> [AVAILABLE DATA]
[start]
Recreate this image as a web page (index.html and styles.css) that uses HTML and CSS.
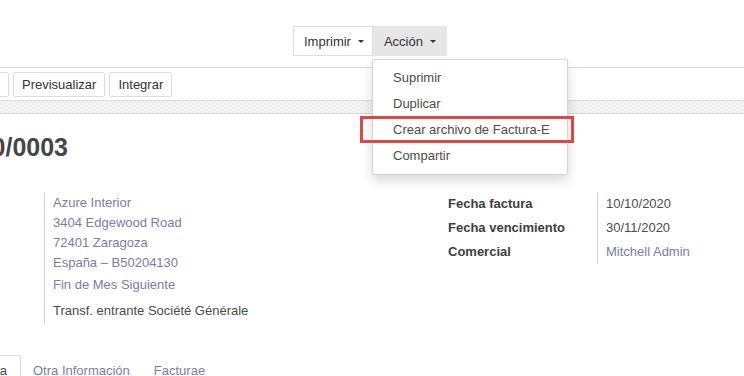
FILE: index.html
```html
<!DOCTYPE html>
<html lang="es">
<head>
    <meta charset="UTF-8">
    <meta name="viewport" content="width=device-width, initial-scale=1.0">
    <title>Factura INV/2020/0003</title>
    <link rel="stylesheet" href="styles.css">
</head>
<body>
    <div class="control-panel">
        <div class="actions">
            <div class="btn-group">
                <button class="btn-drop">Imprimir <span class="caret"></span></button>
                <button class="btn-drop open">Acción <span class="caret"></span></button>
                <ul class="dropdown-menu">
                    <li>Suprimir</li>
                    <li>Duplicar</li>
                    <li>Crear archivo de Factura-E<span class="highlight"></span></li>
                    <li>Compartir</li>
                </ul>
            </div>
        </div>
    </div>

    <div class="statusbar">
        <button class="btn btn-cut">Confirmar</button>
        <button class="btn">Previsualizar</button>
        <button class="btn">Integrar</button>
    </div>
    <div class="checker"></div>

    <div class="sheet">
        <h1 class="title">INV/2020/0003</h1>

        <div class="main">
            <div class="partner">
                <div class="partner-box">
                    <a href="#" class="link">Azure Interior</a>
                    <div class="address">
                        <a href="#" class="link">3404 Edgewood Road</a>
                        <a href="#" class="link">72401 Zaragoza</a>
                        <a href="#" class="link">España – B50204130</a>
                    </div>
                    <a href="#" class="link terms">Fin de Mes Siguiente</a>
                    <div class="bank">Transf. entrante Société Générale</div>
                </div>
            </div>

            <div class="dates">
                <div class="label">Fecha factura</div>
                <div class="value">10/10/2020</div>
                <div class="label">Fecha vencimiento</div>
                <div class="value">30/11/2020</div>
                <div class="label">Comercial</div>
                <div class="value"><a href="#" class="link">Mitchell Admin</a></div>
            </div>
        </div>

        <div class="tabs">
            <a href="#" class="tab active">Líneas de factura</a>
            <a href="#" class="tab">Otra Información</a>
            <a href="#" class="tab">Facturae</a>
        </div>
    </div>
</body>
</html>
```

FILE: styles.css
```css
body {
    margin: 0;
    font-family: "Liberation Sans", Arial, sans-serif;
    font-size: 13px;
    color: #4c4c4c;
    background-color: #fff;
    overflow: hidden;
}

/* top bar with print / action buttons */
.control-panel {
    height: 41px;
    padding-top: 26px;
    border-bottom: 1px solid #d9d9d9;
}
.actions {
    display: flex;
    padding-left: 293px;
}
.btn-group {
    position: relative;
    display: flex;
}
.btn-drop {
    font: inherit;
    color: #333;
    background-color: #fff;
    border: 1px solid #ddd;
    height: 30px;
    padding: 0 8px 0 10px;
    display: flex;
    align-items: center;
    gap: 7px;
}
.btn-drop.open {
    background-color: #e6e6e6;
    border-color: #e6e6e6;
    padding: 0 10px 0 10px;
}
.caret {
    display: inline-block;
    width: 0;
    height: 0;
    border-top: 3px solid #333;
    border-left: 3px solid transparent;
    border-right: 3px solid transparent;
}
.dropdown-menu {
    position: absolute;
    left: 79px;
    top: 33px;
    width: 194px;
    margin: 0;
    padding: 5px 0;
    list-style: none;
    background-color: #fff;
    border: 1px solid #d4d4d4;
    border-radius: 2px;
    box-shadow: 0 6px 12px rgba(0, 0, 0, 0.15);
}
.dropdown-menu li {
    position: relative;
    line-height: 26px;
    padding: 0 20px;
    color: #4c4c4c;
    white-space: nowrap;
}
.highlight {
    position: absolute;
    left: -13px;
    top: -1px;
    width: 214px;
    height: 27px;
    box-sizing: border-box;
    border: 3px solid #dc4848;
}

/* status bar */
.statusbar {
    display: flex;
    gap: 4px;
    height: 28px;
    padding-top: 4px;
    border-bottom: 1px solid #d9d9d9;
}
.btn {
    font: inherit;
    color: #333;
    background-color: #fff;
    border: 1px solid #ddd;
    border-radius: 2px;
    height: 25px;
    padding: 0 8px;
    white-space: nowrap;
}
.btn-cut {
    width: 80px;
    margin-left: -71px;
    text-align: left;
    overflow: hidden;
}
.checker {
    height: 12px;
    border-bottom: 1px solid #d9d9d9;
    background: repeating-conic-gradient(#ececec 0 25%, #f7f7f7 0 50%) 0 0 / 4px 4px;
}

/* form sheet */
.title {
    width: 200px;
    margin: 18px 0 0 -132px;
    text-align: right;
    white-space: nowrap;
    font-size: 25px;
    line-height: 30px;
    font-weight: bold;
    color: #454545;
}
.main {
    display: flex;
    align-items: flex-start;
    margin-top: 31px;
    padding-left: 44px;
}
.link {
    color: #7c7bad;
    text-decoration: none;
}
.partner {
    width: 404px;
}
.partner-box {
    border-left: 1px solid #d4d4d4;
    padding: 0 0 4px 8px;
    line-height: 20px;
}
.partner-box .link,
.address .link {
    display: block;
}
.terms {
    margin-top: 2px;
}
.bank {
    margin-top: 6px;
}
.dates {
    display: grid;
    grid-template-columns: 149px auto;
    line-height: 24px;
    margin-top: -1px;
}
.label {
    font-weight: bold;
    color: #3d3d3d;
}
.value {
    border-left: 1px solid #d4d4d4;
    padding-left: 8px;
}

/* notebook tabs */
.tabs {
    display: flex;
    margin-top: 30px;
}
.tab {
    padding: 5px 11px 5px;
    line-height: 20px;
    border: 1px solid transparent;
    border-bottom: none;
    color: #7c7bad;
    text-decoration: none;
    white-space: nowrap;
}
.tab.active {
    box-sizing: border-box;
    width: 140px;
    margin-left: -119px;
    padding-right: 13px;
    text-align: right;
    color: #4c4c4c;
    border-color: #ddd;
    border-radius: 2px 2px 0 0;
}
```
[end]
[start]
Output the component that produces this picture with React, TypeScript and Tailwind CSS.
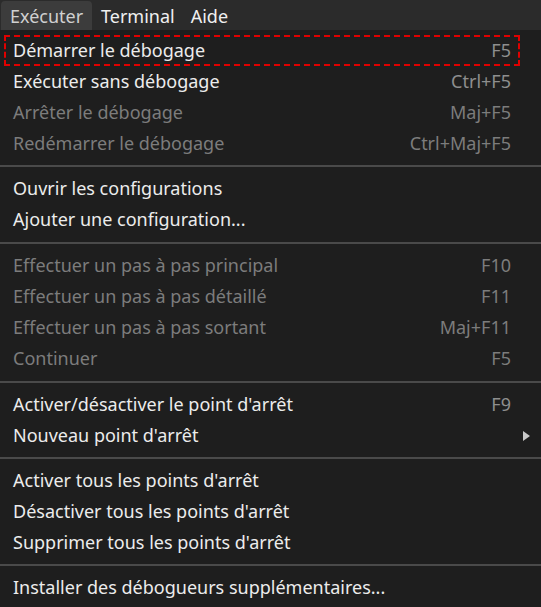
[end]
> [TASK GOAL]
Pick out every line of the listing containing the word "this", and show those lines.

> [SOLUTION]
Recreate this image as a web page (index.html and styles.css) that uses HTML and CSS.
Output the component that produces this picture with React, TypeScript and Tailwind CSS.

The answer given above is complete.